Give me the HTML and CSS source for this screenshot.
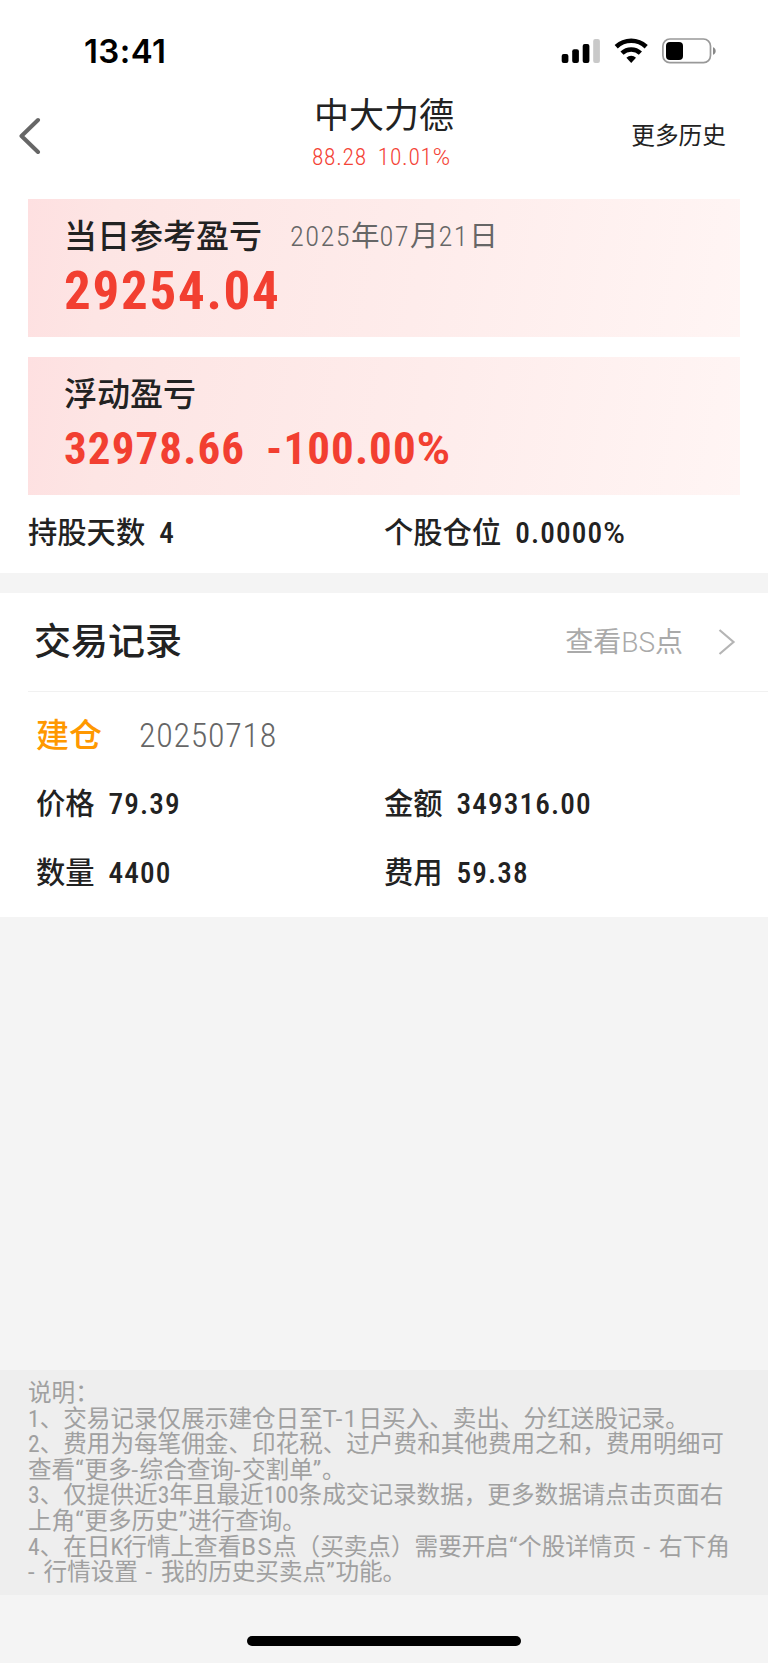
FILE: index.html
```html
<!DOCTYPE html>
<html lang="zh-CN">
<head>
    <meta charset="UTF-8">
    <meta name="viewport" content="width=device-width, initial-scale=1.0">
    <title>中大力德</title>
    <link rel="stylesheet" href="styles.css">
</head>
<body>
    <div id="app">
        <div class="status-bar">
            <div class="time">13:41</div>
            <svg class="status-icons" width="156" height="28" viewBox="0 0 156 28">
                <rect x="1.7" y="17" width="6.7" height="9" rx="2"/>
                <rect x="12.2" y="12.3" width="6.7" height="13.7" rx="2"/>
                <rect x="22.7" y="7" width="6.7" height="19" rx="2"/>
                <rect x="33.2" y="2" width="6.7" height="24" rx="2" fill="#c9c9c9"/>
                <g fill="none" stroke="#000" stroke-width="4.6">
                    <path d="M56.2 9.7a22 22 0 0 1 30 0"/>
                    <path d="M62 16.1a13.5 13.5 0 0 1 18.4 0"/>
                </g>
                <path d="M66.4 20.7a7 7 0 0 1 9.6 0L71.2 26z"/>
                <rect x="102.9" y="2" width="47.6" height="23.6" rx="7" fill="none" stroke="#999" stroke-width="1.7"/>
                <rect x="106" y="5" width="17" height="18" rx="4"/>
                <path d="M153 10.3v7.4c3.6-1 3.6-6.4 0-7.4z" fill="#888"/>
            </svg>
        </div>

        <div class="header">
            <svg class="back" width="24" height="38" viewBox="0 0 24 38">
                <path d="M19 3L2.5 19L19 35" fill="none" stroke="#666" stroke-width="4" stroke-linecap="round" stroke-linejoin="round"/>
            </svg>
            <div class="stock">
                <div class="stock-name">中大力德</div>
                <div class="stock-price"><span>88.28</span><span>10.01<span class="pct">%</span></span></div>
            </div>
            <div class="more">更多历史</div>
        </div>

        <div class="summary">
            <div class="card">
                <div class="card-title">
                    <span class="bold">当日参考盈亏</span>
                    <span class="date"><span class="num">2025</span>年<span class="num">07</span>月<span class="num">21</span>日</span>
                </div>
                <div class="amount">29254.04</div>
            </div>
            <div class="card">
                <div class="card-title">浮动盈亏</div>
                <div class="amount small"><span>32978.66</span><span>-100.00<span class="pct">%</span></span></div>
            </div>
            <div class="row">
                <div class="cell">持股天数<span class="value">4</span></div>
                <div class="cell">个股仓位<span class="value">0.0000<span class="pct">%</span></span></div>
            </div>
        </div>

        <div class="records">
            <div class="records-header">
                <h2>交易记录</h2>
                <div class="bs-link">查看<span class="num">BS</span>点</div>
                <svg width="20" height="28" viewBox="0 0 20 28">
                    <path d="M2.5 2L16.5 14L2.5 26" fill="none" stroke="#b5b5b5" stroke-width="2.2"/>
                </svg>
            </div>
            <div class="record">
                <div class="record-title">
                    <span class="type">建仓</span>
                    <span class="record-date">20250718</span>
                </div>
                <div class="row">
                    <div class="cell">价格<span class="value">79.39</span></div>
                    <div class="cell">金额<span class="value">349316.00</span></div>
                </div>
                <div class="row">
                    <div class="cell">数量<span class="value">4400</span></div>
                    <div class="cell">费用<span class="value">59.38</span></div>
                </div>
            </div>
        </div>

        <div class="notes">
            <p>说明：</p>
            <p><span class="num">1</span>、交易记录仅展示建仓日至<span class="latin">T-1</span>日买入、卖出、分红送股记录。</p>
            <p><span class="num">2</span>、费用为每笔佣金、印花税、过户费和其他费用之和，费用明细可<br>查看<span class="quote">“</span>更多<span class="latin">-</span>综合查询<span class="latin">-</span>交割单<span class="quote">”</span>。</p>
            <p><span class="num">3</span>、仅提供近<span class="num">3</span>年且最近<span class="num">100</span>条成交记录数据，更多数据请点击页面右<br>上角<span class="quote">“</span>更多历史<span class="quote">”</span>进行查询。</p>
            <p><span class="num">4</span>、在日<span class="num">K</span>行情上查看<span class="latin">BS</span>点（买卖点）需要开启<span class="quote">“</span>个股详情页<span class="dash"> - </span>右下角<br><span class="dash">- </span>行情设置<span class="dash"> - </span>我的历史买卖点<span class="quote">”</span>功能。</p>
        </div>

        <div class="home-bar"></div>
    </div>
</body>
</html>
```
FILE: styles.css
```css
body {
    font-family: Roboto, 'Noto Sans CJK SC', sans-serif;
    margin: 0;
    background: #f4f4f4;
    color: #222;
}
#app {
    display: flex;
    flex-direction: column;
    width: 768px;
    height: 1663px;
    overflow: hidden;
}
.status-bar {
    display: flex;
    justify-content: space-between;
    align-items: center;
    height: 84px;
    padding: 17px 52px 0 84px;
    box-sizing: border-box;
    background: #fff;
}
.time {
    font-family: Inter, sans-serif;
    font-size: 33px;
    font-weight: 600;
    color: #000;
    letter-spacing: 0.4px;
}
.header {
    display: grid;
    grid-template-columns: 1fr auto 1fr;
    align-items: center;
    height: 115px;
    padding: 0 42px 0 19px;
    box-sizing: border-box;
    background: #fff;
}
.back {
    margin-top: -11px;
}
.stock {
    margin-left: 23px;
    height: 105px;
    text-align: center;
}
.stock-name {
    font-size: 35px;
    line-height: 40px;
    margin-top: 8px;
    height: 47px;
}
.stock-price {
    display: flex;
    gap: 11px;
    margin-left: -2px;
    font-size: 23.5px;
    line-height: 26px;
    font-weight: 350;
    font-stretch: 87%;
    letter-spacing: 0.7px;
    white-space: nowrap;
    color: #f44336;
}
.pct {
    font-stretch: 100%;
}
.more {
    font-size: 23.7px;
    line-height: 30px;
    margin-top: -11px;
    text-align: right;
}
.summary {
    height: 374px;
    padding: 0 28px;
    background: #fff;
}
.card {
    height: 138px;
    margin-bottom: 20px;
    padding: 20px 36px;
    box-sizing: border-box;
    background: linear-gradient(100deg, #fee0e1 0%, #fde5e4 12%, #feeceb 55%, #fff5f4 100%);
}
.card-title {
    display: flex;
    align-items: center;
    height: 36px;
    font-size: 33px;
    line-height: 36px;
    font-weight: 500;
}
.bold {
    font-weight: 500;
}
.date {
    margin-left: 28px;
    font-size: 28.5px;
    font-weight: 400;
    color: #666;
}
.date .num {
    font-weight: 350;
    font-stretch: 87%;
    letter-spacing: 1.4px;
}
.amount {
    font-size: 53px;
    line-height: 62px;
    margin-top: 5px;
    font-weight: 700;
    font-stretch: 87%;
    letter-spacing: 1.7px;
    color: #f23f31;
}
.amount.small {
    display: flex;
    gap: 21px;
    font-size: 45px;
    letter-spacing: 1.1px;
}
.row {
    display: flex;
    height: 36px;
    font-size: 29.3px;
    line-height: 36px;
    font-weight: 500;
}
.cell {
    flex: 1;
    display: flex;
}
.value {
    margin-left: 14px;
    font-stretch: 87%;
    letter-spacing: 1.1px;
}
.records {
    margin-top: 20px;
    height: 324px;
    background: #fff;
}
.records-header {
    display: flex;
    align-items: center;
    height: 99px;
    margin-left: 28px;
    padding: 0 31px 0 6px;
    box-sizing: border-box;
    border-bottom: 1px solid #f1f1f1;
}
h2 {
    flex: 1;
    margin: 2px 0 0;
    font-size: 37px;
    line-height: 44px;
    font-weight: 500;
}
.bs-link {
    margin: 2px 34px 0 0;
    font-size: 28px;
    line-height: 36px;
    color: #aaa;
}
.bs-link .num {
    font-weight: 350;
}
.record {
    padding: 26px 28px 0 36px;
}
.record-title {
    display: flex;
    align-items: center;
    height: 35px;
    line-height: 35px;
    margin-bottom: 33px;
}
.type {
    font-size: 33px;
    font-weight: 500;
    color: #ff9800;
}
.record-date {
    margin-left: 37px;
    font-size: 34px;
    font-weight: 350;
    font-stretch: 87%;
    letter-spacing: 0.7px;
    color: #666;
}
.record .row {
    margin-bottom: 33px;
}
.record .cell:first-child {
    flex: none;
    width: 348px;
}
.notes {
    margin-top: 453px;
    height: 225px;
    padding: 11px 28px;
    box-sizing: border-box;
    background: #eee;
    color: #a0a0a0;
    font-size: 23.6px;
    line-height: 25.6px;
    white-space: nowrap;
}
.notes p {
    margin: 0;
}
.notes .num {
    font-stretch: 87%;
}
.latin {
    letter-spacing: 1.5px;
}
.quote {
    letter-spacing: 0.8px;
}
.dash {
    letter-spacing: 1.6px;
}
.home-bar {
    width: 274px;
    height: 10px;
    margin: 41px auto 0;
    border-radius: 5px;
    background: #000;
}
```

* * *

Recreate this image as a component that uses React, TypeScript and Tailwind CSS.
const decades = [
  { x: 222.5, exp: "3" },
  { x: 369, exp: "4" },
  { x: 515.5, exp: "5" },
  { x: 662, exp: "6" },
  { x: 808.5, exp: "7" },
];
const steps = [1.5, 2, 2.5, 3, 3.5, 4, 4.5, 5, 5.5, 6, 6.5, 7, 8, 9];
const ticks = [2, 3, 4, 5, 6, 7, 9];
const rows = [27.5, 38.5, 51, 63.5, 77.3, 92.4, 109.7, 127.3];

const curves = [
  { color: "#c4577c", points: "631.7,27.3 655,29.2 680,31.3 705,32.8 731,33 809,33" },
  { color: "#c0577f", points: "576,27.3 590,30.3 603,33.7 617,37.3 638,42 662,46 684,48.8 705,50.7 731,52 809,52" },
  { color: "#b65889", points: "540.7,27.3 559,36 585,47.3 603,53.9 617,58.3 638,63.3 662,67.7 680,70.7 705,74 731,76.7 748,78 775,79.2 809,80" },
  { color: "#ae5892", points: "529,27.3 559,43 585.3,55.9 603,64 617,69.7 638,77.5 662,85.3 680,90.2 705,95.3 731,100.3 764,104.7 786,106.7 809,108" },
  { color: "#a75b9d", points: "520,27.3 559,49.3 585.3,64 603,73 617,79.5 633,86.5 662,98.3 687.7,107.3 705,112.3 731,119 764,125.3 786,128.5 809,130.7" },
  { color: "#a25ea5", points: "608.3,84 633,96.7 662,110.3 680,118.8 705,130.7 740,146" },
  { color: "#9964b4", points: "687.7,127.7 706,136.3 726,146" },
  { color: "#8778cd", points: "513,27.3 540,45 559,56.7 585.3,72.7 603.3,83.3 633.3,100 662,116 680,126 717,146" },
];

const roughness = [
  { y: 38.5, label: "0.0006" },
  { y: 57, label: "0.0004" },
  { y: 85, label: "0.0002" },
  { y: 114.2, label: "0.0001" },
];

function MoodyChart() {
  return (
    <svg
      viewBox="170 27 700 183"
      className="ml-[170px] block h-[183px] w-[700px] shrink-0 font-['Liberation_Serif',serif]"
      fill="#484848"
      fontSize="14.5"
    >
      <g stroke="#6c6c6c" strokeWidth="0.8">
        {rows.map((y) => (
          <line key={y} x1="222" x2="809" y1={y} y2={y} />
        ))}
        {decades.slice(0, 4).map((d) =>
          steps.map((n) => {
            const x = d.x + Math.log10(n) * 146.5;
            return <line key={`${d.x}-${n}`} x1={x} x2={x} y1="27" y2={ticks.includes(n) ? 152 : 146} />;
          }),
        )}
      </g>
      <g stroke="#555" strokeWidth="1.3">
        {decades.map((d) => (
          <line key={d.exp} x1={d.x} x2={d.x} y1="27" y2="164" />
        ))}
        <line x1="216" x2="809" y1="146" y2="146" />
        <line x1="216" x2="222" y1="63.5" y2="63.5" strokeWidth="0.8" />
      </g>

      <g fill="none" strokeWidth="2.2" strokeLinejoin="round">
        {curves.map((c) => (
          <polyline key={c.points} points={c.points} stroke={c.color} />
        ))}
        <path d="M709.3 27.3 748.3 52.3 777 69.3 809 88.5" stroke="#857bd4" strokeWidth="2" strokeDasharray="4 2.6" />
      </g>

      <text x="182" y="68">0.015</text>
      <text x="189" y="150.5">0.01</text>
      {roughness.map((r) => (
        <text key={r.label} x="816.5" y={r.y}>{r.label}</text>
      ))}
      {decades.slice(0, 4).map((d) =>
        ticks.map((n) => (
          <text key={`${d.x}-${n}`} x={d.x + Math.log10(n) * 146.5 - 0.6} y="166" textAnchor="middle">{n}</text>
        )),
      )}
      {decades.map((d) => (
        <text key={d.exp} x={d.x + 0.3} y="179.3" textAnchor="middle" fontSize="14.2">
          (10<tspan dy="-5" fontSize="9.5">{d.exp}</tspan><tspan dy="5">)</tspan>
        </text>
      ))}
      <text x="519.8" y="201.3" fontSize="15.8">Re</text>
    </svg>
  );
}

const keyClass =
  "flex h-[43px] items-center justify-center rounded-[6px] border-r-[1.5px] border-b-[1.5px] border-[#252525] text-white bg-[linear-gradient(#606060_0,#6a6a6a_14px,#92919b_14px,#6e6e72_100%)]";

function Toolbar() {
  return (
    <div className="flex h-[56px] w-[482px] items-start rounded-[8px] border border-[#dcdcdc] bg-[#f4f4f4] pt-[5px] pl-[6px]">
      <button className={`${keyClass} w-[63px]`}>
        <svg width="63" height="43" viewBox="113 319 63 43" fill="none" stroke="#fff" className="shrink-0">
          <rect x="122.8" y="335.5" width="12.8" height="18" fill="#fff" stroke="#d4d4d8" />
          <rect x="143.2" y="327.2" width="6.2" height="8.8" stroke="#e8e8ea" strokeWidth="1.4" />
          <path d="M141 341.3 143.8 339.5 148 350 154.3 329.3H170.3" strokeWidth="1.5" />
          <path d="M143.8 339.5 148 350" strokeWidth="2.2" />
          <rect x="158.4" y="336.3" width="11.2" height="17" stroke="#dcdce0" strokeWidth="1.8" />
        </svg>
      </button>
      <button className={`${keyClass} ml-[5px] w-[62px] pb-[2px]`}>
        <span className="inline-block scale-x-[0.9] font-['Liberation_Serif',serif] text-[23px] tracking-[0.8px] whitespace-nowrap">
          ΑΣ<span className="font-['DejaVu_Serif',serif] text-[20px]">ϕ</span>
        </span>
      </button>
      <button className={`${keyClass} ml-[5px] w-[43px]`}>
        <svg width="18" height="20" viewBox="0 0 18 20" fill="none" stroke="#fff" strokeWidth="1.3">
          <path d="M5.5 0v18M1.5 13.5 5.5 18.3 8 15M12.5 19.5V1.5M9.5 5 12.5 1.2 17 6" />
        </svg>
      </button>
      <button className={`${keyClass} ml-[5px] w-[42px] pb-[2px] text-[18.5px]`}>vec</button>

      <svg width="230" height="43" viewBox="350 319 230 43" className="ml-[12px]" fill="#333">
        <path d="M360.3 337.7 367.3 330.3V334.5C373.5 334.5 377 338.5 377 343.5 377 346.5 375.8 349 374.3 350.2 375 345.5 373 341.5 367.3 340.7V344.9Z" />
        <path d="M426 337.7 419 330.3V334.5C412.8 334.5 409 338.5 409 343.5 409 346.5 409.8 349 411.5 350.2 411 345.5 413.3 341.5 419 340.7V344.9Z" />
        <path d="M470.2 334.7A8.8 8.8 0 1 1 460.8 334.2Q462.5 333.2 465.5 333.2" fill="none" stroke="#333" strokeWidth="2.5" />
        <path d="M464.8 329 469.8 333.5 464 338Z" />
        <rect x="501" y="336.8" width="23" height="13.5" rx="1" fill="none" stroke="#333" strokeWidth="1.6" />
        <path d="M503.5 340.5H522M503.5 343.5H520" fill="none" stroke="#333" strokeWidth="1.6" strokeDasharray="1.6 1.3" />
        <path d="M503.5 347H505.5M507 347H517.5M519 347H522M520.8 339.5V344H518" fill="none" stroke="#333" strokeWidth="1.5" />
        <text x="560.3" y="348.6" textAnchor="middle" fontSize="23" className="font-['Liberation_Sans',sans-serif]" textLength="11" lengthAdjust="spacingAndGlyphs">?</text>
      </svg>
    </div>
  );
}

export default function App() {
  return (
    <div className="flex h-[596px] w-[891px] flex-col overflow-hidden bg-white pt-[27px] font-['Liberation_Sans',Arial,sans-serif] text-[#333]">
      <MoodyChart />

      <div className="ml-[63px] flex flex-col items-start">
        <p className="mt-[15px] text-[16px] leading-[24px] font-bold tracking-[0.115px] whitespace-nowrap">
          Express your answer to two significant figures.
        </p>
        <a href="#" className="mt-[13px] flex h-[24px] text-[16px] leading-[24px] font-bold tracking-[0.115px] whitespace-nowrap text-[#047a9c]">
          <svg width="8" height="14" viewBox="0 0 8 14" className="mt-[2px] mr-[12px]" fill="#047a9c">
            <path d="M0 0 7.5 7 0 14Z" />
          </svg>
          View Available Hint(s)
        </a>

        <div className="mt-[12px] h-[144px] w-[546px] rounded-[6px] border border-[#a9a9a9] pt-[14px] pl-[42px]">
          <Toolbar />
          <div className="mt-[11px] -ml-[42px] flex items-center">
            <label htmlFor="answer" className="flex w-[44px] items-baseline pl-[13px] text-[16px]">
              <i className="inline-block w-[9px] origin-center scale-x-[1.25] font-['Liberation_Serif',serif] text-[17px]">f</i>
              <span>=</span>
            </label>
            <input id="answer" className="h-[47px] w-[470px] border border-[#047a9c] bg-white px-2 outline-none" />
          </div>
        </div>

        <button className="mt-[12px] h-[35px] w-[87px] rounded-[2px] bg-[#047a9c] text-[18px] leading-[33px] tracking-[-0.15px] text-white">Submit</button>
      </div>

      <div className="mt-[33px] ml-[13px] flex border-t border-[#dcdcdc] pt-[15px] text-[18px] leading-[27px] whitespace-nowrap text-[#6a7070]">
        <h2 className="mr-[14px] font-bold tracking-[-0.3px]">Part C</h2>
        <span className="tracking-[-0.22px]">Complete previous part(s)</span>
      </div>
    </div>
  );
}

**TASK BRIEF**
Show all lines above holding "this".

**WRITTEN RESPONSE**
Give me the HTML and CSS source for this screenshot.
Recreate this image as a component that uses React, TypeScript and Tailwind CSS.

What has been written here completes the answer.